Played in earnest, but with its tongue stuck firmly in its cheek (and elsewhere — there are a couple of guy-pleasing lesbian love scenes on tap), “Frog-g-g!” is the story of beautiful EPA scientist Dr. Barbara Michaels (Kristi Russell). Michaels is sent to a small California town to investigate toxic waste dumping in a local lake. Soon, she and her earthy bartender girlfriend, Trixie (Ariadne Shaffer), are uncovering fairly massive skullduggery at the local chemical plant.

Hindered by the obnoxious, tyrannical factory boss Huntley Grimes (Michael McConnohie) and reluctantly helped by a crusty but good-hearted good ol’ boy sheriff (scene-stealing Rob Brink), the twosome uncover a mysterious illness and something even more frightening…a man-sized killer frog who’s chromosomal structure drives him to non-consensual coitus with human women.

Top of the World, Ma!

The man behind the frog is musician-actor turned all-around filmmaker Cody Jarrett. Jarrett first came to L.A. from Florida to appear in the 1990 Andrew Dice Clay vehicle “The Adventures of Ford Fairlane,” and stayed to work on his acting and front the seventies revival band Teen Machine. Jarrett stuck to it, finding work on big-time film sets as a photo-double and stand-in for Johnny Depp and several other of today’s skinniest male film stars. It wasn’t long before he caught the directing bug.

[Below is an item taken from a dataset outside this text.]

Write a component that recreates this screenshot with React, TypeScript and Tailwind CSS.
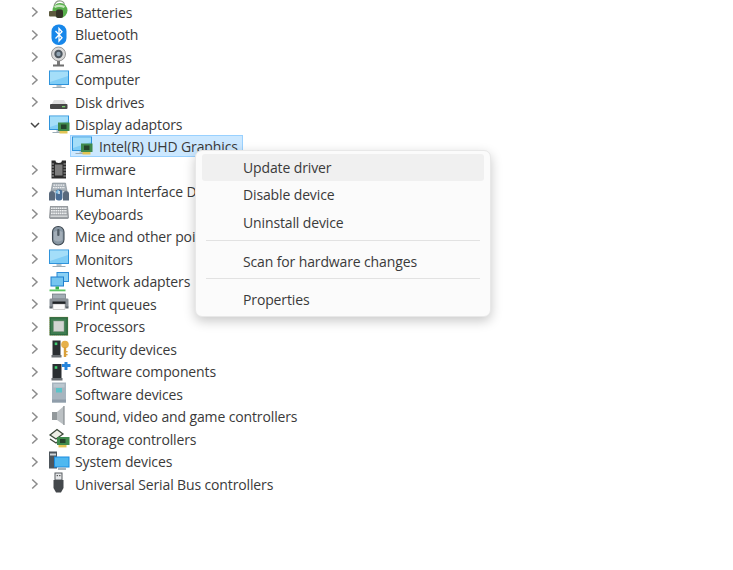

Jarrett completed a screenplay and an elaborate trailer for “Surfbroads,” but the pastiche of sixties tough-girl movies went into the indie version of turn-around. Soon, the budding auteur turned to another of his favorite sub-genres for inspiration — the spate of ecological horror films produced by “King of the B’s” Roger Corman and, in particular, the 1980 cult classic “Humanoids from the Deep.”

At least, that’s what I thought. Jarrett — who takes his name from the psychotic gangster played by Jimmy Cagney in “White Heat” — says his film began with an almost Thoreauvian encounter with nature.

“I’d seen this lake that was completely filled with tadpoles — I mean teeming, more tadpoles than water. I thought the entire property would be overrun by frogs within weeks, and…wait… what if just one of those frogs had some kind of genetic defect.”

At first, Jarrett envisioned the film as a more or less straightforward comedy-thriller, but the power of the B-movie was strong. “Partway into it, I had an epiphany: I was writing a 1970’s drive-in movie…and it was definitely within the scope of producing independently, the way they would’ve done it thirty years ago.”

Jarrett knew that the road wasn’t going to be easy, and he was more than wiling to make some pretty draconian personal sacrifices — ultimately including selling his 1962 Thunderbird to defray the costs of post production. And, apparently it was that commitment and enthusiasm that helped Jarrett to attract the help he needed to make his tadpole of an idea grow into the fully-grown “Frog-g-g!”

“A lot of these people are used to working on the typical 100-million-dollar light romantic comedy or CGI -driven action/adventure. I said to them, ‘We’re doing a no-budget 1970’s exploitation film about a monster frog attacking a small town. And there’s no special effects — just a guy in a frog suit….’”

Perhaps surprisingly, perhaps not, the pitch tapped a nerve. Jarrett got plenty of help from enthusiastic insiders who wanted a chance to return to their movie roots. One of them was casting director Donna Tina Charles, who had worked with Justin Lin on his breakthrough project, “Better Luck Tomorrow.”

On this vastly different sort of indie film, Charles, who also appears as a worried mother, helped to assemble a strong cast of likable unknowns. Just as important, at least from a marketing standpoint, the production was able to attract two “knowns” for brief cameo roles, James Duval (“Gone in Sixty Seconds”, “Nowhere”) and the great Mary Woronov (“Eating Raoul,” “Rock and Roll High School”) — who shows up just in time for the film’s unforgettable, all-too logical, conclusion.